Pencabutan Paspor Riza Chalid dan Jurist Tan
Kejaksaan Agung (Kejagung) mengklaim bahwa status Riza Chalid dan Jurist Tan, yang kini menjadi buronan kasus korupsi, menjadi tanpa kewarganegaraan (stateless) setelah pihaknya mengajukan pencabutan paspor kepada Direktorat Jenderal (Ditjen) Imigrasi.
Kepala Pusat Penerangan Hukum (Kapuspenkum) Kejaksaan Agung, Anang Supriatna, menjelaskan bahwa permohonan pencabutan paspor tersebut telah diajukan sejak Juli 2025. Saat ini, kedua buronan kasus korupsi tersebut berada di luar negeri.
“Penarikan paspor 21 Juli 2025 untuk Riza Chalid, dan 9 Juli 2025 untuk penarikan paspor Jurist Tan,” ungkap Anang.
Dengan pencabutan paspor ini, Anang berpendapat bahwa secara otomatis status kewarganegaraan Riza Chalid dan Jurist Tan menjadi stateless. “Iya (statusnya stateless),” tegas Anang.

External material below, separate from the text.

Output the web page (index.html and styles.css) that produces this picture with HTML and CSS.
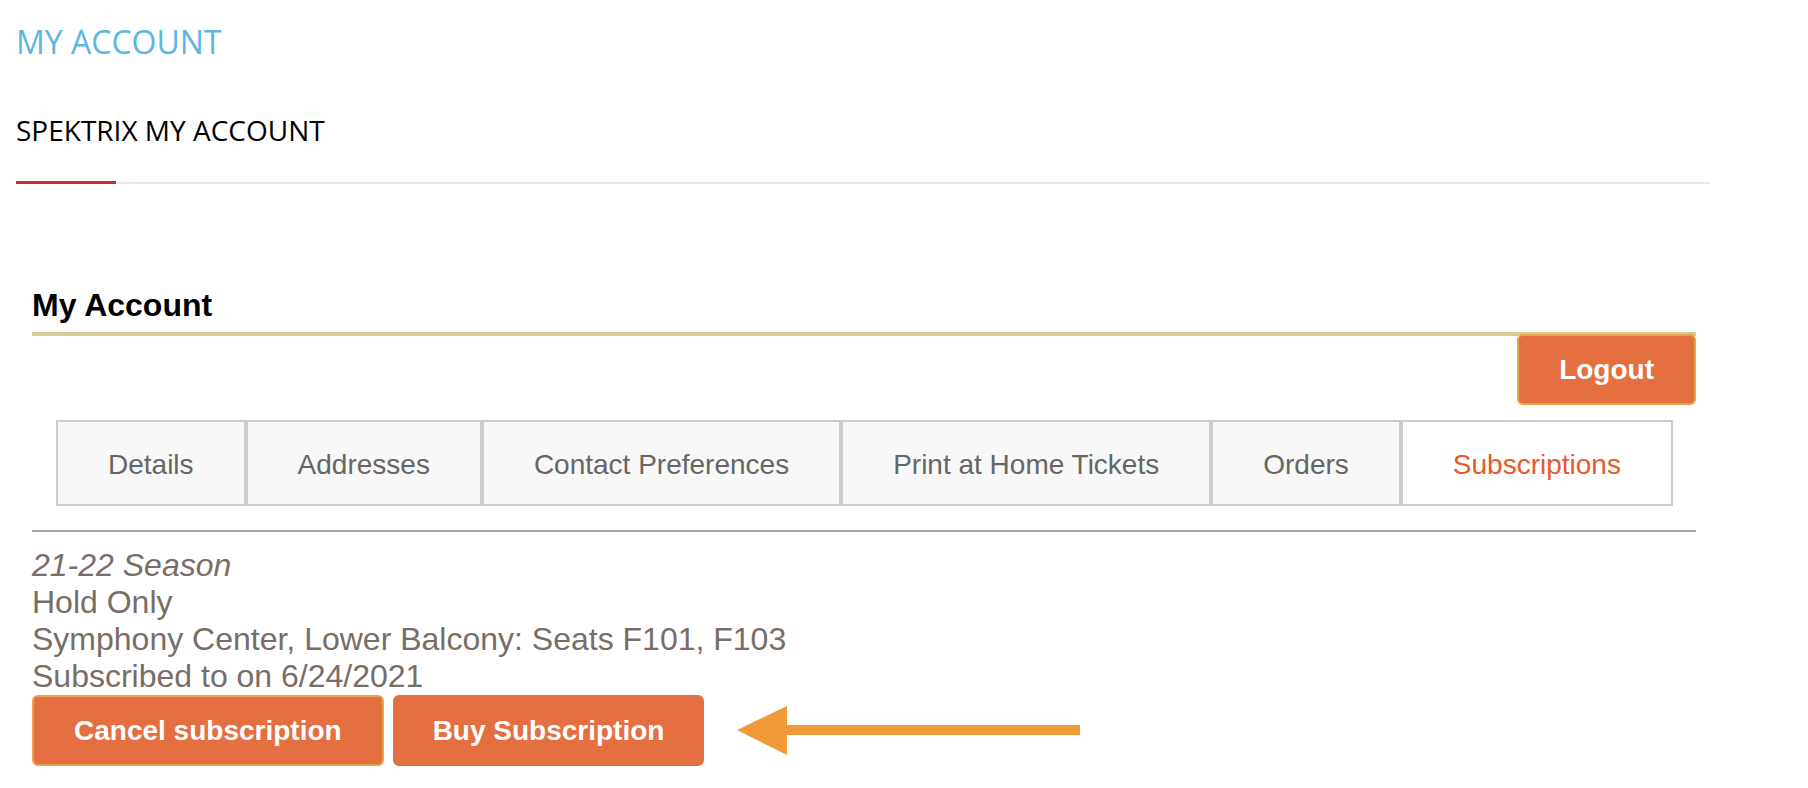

Kasus yang Menjerat Jurist Tan dan Riza Chalid
Riza Chalid ditetapkan sebagai buronan setelah tiga kali mangkir dari pemeriksaan terkait kasus tata kelola minyak mentah. Ia diduga bersekongkol dengan tiga tersangka lainnya untuk menyewakan terminal Bahan Bakar Minyak (BBM) tangki Merak.
Sementara itu, Jurist Tan juga mangkir saat dipanggil oleh penyidik Kejagung terkait kasus pengadaan laptop Chromebook untuk pelajar PAUD hingga SMA, termasuk di wilayah 3T (tertinggal, terdepan, terluar).
Pada bulan Agustus, Kejagung telah memproses permintaan red notice terhadap kedua tersangka tersebut. Red notice adalah permintaan kepada Interpol untuk mencari dan menangkap seseorang yang menjadi buronan, dengan tujuan ekstradisi atau penyerahan kepada negara yang meminta.